On Fri, 9 Mar 2001, David Olbersen wrote:

> On Fri, 9 Mar 2001, Stephan Szabo wrote:
> 
> ->As a question, how many rows does
> ->select * from playlist p join songs s using (song_id) where
> ->p.waiting=TRUE;
> ->actually result in?
> 
> Well it depends. Most of the time that playlist table is "empty" (no rows where
> waiting = TRUE), however users can (in a round about way) insert into that
> table, so that there could be anywhere from 10, to 2,342, to more.
> 
> Why do you ask?
> 
> (The reason those plans chose 14 was because, at the time, there were 14 rows in
> playlist)



Re: Optimization via explicit JOINs

From
Stephan Szabo
Date:
Actually, just thought of something else.  If you remove
the probably redundant p.song_id=s.song_id from the second 
query (since the join ... using should do that) does it
change the explain output?

On Fri, 9 Mar 2001, David Olbersen wrote:

> On Fri, 9 Mar 2001, Stephan Szabo wrote:
> 
> ->As a question, how many rows does
> ->select * from playlist p join songs s using (song_id) where
> ->p.waiting=TRUE;
> ->actually result in?
> 
> Well it depends.
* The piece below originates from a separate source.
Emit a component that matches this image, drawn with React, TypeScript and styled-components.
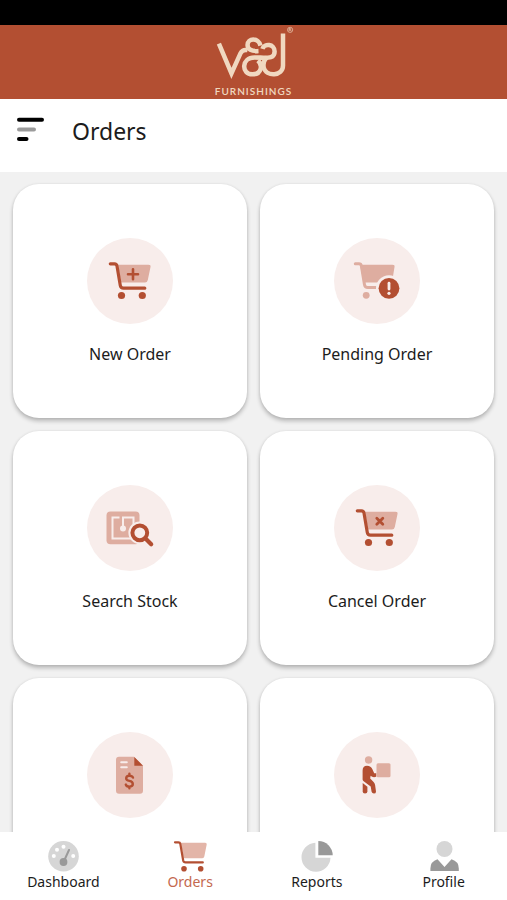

Most of the time that playlist table is "empty" (no rows where
> waiting = TRUE), however users can (in a round about way) insert into that
> table, so that there could be anywhere from 10, to 2,342, to more.
> 
> Why do you ask?
> 
> (The reason those plans chose 14 was because, at the time, there were 14 rows in
> playlist)



Re: Optimization via explicit JOINs

From
Tom Lane
Date:
Stephan Szabo <sszabo@megazone23.bigpanda.com> writes:
> Actually, just thought of something else.  If you remove
> the probably redundant p.song_id=s.song_id from the second 
> query (since the join ... using should do that) does it
> change the explain output?

I was just about to point that out.  The WHERE clause *is* redundant
with the JOIN ... USING clause, but the planner will not recognize that,
and accordingly will multiply the estimated selectivity of the two
clauses together.  So the output row count for the JOIN form is
misleadingly small.  If you remove the redundant WHERE clause then you
should get identical planning estimates for both forms of the query.

The planner does actually recognize and discard duplicate qualifiers
that appear in the same place (eg, WHERE p.song_id=s.song_id AND
p.song_id=s.song_id) but it's not so smart about qualifiers that are
in different parts of the query...
        regards, tom lane